Latvian diplomat and politician

Imants Viesturs Lieģis (born 30 April 1955) is a Latvian diplomat and politician. Since 2016, he has served as Latvia's ambassador extraordinary and plenipotentiary to France, as well as non-resident ambassador to Algeria, Morocco and Monaco.

He served as Latvia's defence minister from 2009 to 2010. Lieģis was appointed to the defence ministry post in March 2009, as part of the new six-party coalition government headed by Valdis Dombrovskis. In 2010, he joined the Civic Union party and was elected to the Parliament, he was Chairman of the European Affairs Committee and Chairman of Delegation to the NATO PA until October 2011.

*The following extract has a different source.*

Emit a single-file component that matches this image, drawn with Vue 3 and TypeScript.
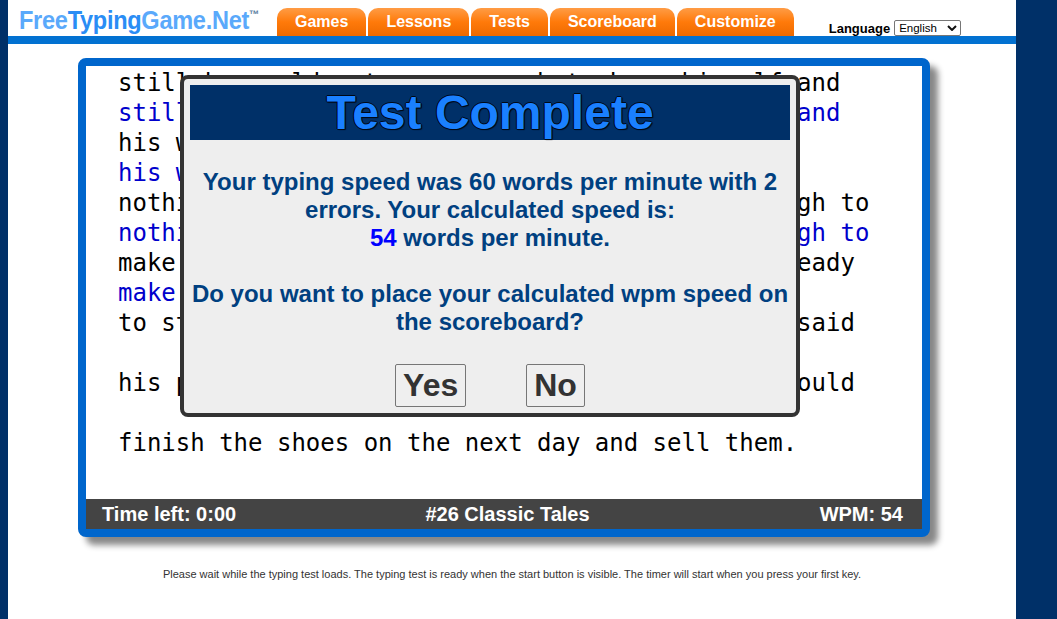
<script setup lang="ts">
const tabs: string[] = ['Games', 'Lessons', 'Tests', 'Scoreboard', 'Customize']
const lines: { text: string; typed?: boolean }[] = [
  { text: 'still he could not earn enough to keep himself and' },
  { text: 'still he could not earn enough to keep himself and', typed: true },
  { text: 'his wife. Soon they had very little left and' },
  { text: 'his wife. Soon they had very little left and', typed: true },
  { text: 'nothing left but a piece of leather barely enough to' },
  { text: 'nothing left but a piece of leather barely enough to', typed: true },
  { text: 'make one pair of shoes. He then cut them out, ready' },
  { text: 'make one pair of shoes. He then cut them out,', typed: true },
  { text: 'to start work in the morning. That evening, he said' },
  { text: '\u00a0', typed: true },
  { text: 'his prayers and went to sleep, hoping that he could' },
  { text: '\u00a0', typed: true },
  { text: 'finish the shoes on the next day and sell them.' }
]
</script>

<template>
  <div class="page">
    <div class="sheet">
      <header class="top">
        <div class="logo-box">
          <div class="logo"><span class="l1">Free</span><span class="l2">Typing</span><span class="l1">Game.Net</span><sup class="tm">™</sup></div>
        </div>
        <nav class="tabs">
          <a v-for="t in tabs" :key="t" class="tab">{{ t }}</a>
        </nav>
        <div class="lang">
          <label class="lang-label">Language</label>
          <div class="lang-wrap">
            <select class="lang-select"><option>English</option></select>
            <svg class="chev" width="10" height="6" viewBox="0 0 10 6" aria-hidden="true">
              <path d="M1 1l4 4 4-4" fill="none" stroke="#111" stroke-width="2" />
            </svg>
          </div>
        </div>
      </header>

      <main class="stage">
        <section class="panel">
          <div class="text">
            <div v-for="(l, i) in lines" :key="i" class="line" :class="{ typed: l.typed }">{{ l.text }}</div>
          </div>
          <div class="status">
            <span>Time left: 0:00</span>
            <span class="mid">#26 Classic Tales</span>
            <span class="right">WPM: 54</span>
          </div>
          <div class="dialog">
            <h1 class="title">Test Complete</h1>
            <p class="msg">
              Your typing speed was 60 words per minute with 2 errors. Your calculated speed is:<br />
              <b class="num">54</b> words per minute.<br /><br />
              Do you want to place your calculated wpm speed on the scoreboard?
            </p>
            <div class="btns">
              <button class="btn">Yes</button>
              <button class="btn">No</button>
            </div>
          </div>
        </section>
        <p class="note">Please wait while the typing test loads. The typing test is ready when the start button is visible. The timer will start when you press your first key.</p>
      </main>
    </div>
  </div>
</template>

<style>
html, body { margin: 0; padding: 0; overflow: hidden; }
</style>

<style scoped>
.page {
  height: 619px;
  background: #003068;
  padding: 0 41px 0 8px;
  overflow: hidden;
  font-family: "Liberation Sans", Arial, sans-serif;
}
.sheet { background: #fff; height: 619px; }
.top {
  display: flex;
  align-items: flex-end;
  height: 36px;
  border-bottom: 8px solid #0271d1;
}
.logo-box {
  width: 258px;
  padding-left: 11px;
  box-sizing: border-box;
  align-self: flex-start;
  margin-top: 5px;
}
.logo {
  transform: scaleX(0.905);
  transform-origin: left center;
  font-size: 26px;
  line-height: 30px;
  font-weight: 700;
  letter-spacing: -0.3px;
  white-space: nowrap;
}
.l1 { color: #5aa9fb; }
.l2 { color: #2a8df5; }
.tm { font-size: 11px; line-height: 0; color: #55799c; vertical-align: 11px; }
.tabs { display: flex; gap: 2px; margin-left: 11px; }
.tab {
  display: block;
  height: 28px;
  line-height: 27px;
  padding: 0 18px;
  font-size: 16px;
  font-weight: 700;
  color: #fff;
  border-radius: 10px 10px 0 0;
  background: linear-gradient(#ff9c45, #ff7a0a 50%, #ee6a00);
}
.lang { display: flex; align-items: center; gap: 4px; margin-left: 35px; height: 16px; }
.lang-label { font-size: 13px; font-weight: 700; color: #000; }
.lang-wrap { position: relative; display: flex; }
.lang-select {
  appearance: none;
  width: 67px;
  height: 16px;
  box-sizing: border-box;
  border: 1px solid #767676;
  border-radius: 2px;
  font-size: 11.5px;
  line-height: 14px;
  font-family: "Liberation Sans", Arial, sans-serif;
  padding: 0 0 0 4px;
  background: #fff;
  color: #000;
}
.chev { position: absolute; right: 4px; top: 5px; }
.stage { padding: 14px 0 0 70px; }
.panel {
  position: relative;
  width: 836px;
  border: 8px solid #0066cc;
  border-radius: 8px;
  box-shadow: 8px 8px 6px #888;
  background: #fff;
}
.text {
  height: 431px;
  padding: 2px 0 0 32px;
  overflow: hidden;
  font-family: "DejaVu Sans Mono", monospace;
  font-size: 24px;
  line-height: 30px;
  color: #000;
  white-space: pre;
}
.typed { color: #0000cc; }
.status {
  display: grid;
  grid-template-columns: 1fr auto 1fr;
  height: 30px;
  line-height: 30px;
  padding: 0 19px 0 16px;
  background: #444;
  color: #fff;
  font-size: 20px;
  font-weight: 700;
}
.mid { margin-left: 10px; }
.right { text-align: right; }
.dialog {
  position: absolute;
  left: 94px;
  top: 9px;
  width: 600px;
  height: 322px;
  padding: 6px;
  border: 4px solid #333;
  border-radius: 8px;
  background: #eee;
  text-align: center;
}
.title {
  margin: 0;
  height: 55px;
  line-height: 55px;
  font-size: 48px;
  font-weight: 700;
  color: #1a80ff;
  background: #003068;
  text-shadow: 1px 0 0 #000814, -1px 0 0 #000814, 0 1px 0 #000814, 0 -1px 0 #000814, 1px 1px 1px #000814;
}
.msg {
  margin: 28px 0;
  font-size: 24px;
  line-height: 28px;
  font-weight: 700;
  color: #004080;
}
.num { color: #0000ff; }
.btns { display: flex; justify-content: center; gap: 60px; }
.btn {
  height: 43px;
  padding: 0 7px;
  box-sizing: border-box;
  font-family: "Liberation Sans", Arial, sans-serif;
  font-size: 32px;
  font-weight: 700;
  color: #333;
  background: #efefef;
  border: 1px solid #767676;
  border-radius: 2px;
}
.note {
  margin: 30px 0 0 -70px;
  text-align: center;
  font-size: 11px;
  line-height: 14px;
  color: #333;
}
</style>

He is a board member of the European Leadership Network.

A career diplomat, Lieģis served previously as Latvia's ambassador to NATO, a post to which he was appointed in 1997 while also serving as ambassador to the Benelux countries. Ambassador to the Kingdom of Spain from September 2008 to March 2009. Ambassador to Hungary from 2012 to 2016.

He was born in the United Kingdom. Trained in law, Lieģis worked as a solicitor in the Supreme Court of England and Wales from 1979 to 1991.

He is a Senior Network Member at the European Leadership Network (ELN).